Eyes on the prize, is what it is more positively known.
Just as how the arms subconsciously steer one towards where he looks, the mind and body coordinates subconsciously towards achieving a defined goal — in this case, 10 million dollars — written on a post-dated check sitting in Mr Carrey’s wallet and reminding him of his target every time he needs to pay someone.
How? It is difficult to say because it varies so much from person to person. Just trust your innate problem-solving skills and positive priming, and that would be how Universal Intelligence guides you towards your goal.
The key is to focus on the What and When. The Hows and Whys will figure themselves out.
My Personal Experience
Why am I so fascinated about Universal Intelligence?

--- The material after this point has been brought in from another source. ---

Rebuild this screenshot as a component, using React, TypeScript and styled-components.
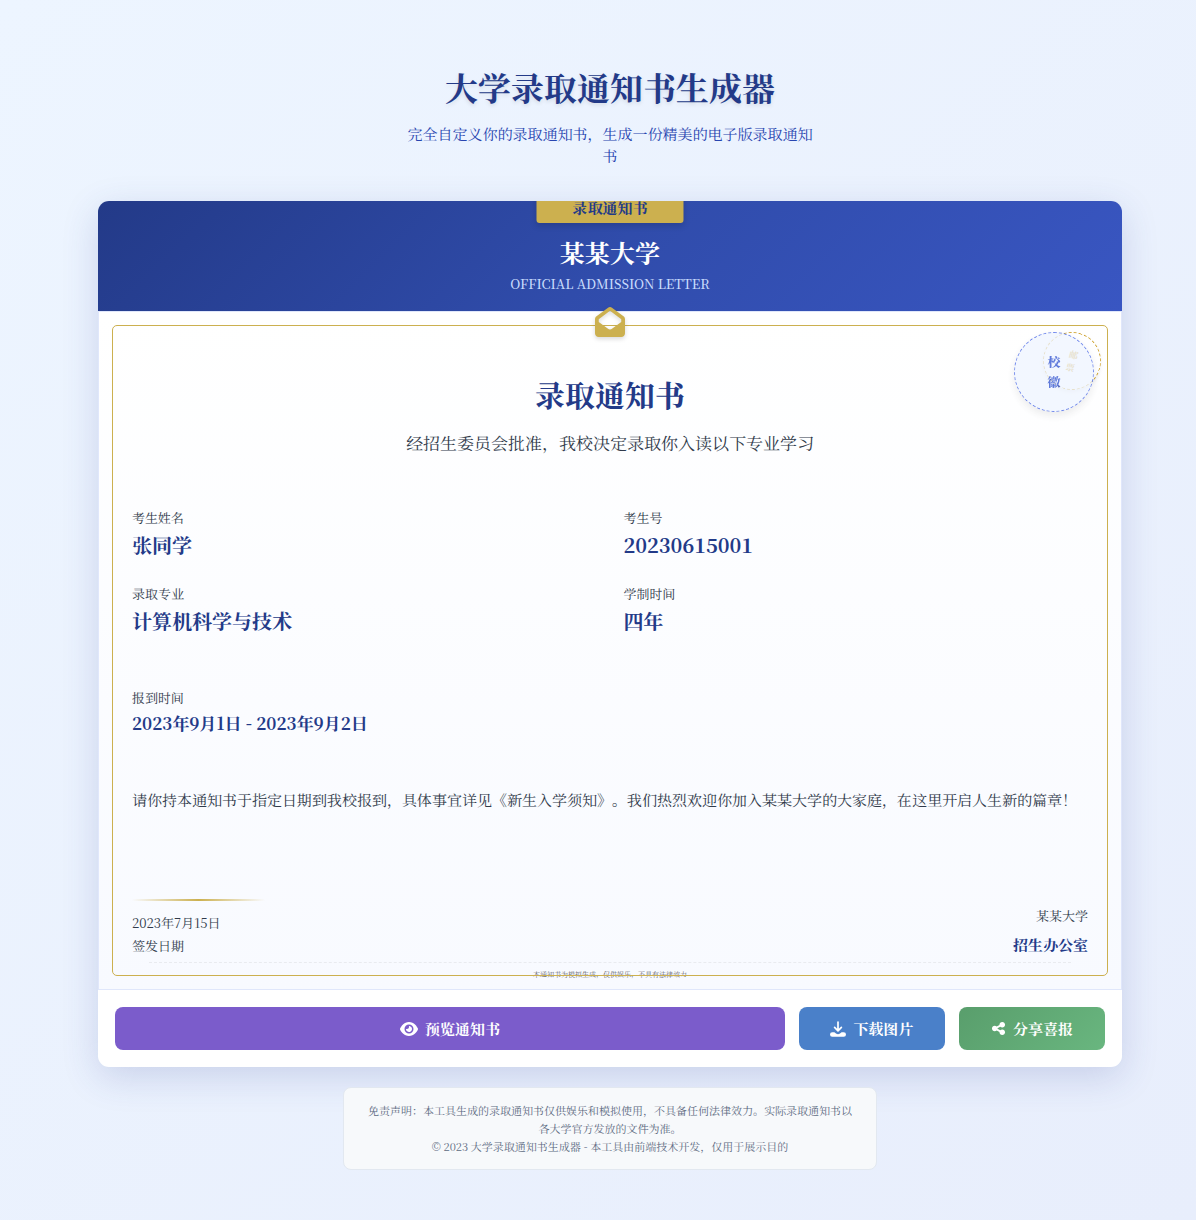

It would seem that I had unknowingly experienced its effects. It was only after I’ve read about it and came across Jim Carrey’s story that I realized it had helped me achieve the target salary I’ve set for myself 6-7 years ago.
You see, when I first started out in 2009, I wasn’t paid very much. Today, I’m drawing a lower six figure annual salary.
How? Because people around me were drawing six figures and saw myself doing the same within the next 5 years.
I went researching on how to ace interviews, managing expectations and improve my persuasion capabilities. I took notice when my job didn’t seem to be progressing and embraced opportunities when they came knocking at the door.
Of course, it took a good 6 to 7 years since setting my target and positively priming myself up till today. The path was riddled with ups and downs, including my first retrenchment in early 2015, that lasted for 2 weeks.
I’ve never always got what I asked for, but realized that if I asked often enough, sometimes the answer lies in the rejection and when something else comes along to give me the answer I was looking for, I would have already known the choice to make.
We all choose our own paths and hopefully you’ll find yours.